L'affaire Kéziah : un militant anti-chlordecone, victime de violences policières
Par Team Mouv'
Kéziah est un étudiant de 22 ans, militant actif, il a été gravement blessé par la police lors d'une manifestation publique à Fort-de-France le 16 juillet.
En matière de violences policières, les histoires se ressemblent et se répètent, et pourtant derrière ces noms, des histoires et des problématiques complexes. Kéziah Nuissier est un étudiant en licence d'anglais, il est âgé de 22 ans et milite aux cotés d'associations dénonçant l’empoisonnement au chlordecone, des populations, de l’eau et des terres aux Antilles françaises .
Une manifestation qui tourne mal
L'étudiant se rend le 16 juillet, à une manifestation publique à Fort de France devant le commissariat de Police, il s'agit d'un rassemblement pacifique en soutien à 3 militants anti-chlordecone, arrêtés plus tôt par la police. Le jeune homme est tambourineur spécialiste du "bèlè" (musique traditionnelle martiniquaise) et percussionniste. Il est accompagné par sa mère, chanteuse de "bélé" et militante.
Selon son avocat, Maitre Dominique Monotuka, une patrouille mobile de gendarme aurait voulu récupérer le tambour, la mère de Kéziah aurait été frappée, l'étudiant s'est alors interposé, puis, il aurait été victime de plusieurs coups de matraque et d'insultes racistes avant d'être conduit au poste de police.
C'est alors que deux versions s'opposent : celle de Kéziah et celle des forces de l'ordre. Des vidéos circulent sur les réseaux, on voit Kéziah gravement blessé à la tête, menotté et traîné derrière un fourgon. Cette arrestation provoque alors des émeutes à Fort-de-France dans la nuit du 17 au 18 juillet 2020. Une mobilisation émerge, dont celle de la chanteuse Meryl qui change sa photo de profil :
Kéziah prépare sa défense, Maître Dominique Monotuka porte plainte pour tentative de meurtre, actes de torture et de barbarie et insultes publiques à caractère raciste. Le procureur de la République saisit l'inspection générale de la Gendarmerie nationale.

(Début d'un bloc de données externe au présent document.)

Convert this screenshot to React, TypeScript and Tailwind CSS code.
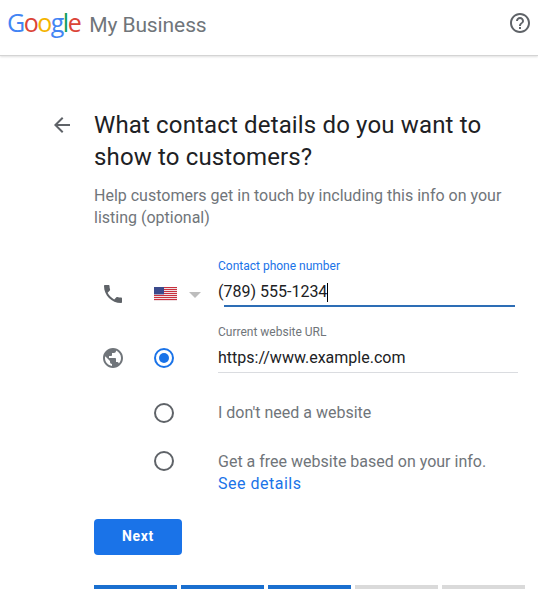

Le chlordecone : un scandale sanitaire
Le chlordecone est un pesticide toxique, persistant et un perturbateur endocrinien. Interdit dès 1976 aux États-Unis, son autorisation de vente en France fut retirée en 1990, et pourtant il continue d’être utilisé jusqu'en 1993. Connu pour ses effets désastreux sur la santé et l’environnement :
"95 % des Guadeloupéens et 92 % des Martiniquais ont été contaminés par le pesticide."
Malgré la reconnaissance par l’État français de sa pleine responsabilité dans l’empoisonnement au chlordecone, aucune démarche d’ordre pénale et financière n’est à l'ordre du jour. De très nombreuses plaintes sont déposées pour que la population obtienne réparation. Un appel au boycott et des rassemblements contre les enseignes identifiées comme appartenant aux responsables sont organisés. Les tensions sont fortes et s’accentuent, le chlordécone se présente comme un révélateur d'inégalités systémiques.
Concernant Kéziah, la procédure se poursuit, ses avocats ont obtenu la levée du contrôle judiciaire initialement imposé au jeune homme. Son procès aura lieu le 27 août.